部下が犯したミスだからと責任から逃れるような態度や行動を避けることで、社員は会社に対して信頼感を置くことができるのではないでしょうか。
試用期間中の社会保険未加入
多くの会社が、新入社員に対して3ヶ月間ほどの試用期間を設けることかと思います。
この期間は、新入社員の能力や適性を見極める期間といえるものですが、期間自体の設定に法律上の決まりはありません。
しかし、加入要件を満たしている事業者の場合は、試用期間中であってもその社員は本採用時と同様に社会保険に加入する義務が生じるのです。

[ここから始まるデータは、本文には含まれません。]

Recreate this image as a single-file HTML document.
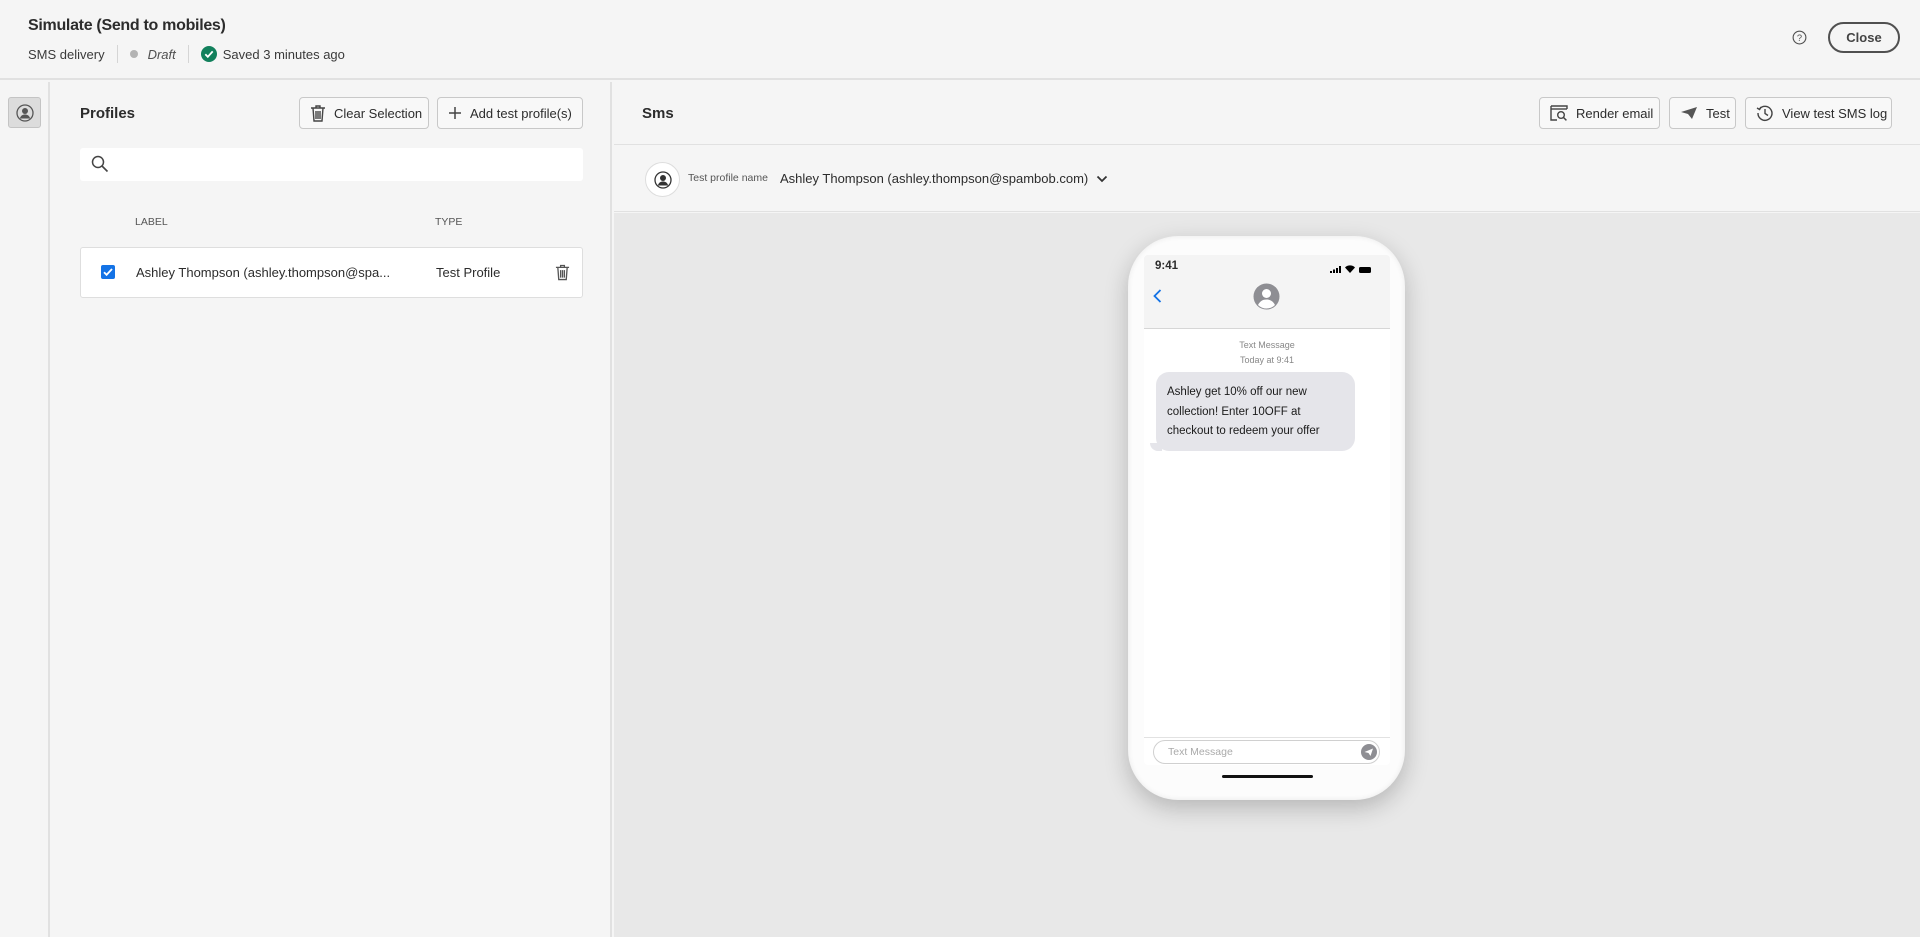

それにもかかわらず、どうゆう理由であれ社会保険の加入申請を怠るのは、会社側の怠慢のなにものでもなく、新入社員からの大きな不信感につながる可能性があります。
新入社員からすれば、たとえ本採用となっても、会社の怠慢な一面に疑問を感じ続け、早々に見切りをつける決断を下そうとするのも無理はありません。
まとめ
今回は、従業員の早期退職が多くみられる会社の特徴を紹介しました。
皆さんの会社にも当てはまるような特徴があったでしょうか。
従業員が早期退職する理由には、もちろん業務が自身に適していないとか、イメージとは異なっていたというものもありますが、多くは会社の環境や体制にあると考えられます。
従業員が会社に対して信頼感と寄せ、心地よく仕事に打ち込めるよう、この機会にぜひ見直しを検討してみてはいかがでしょうか。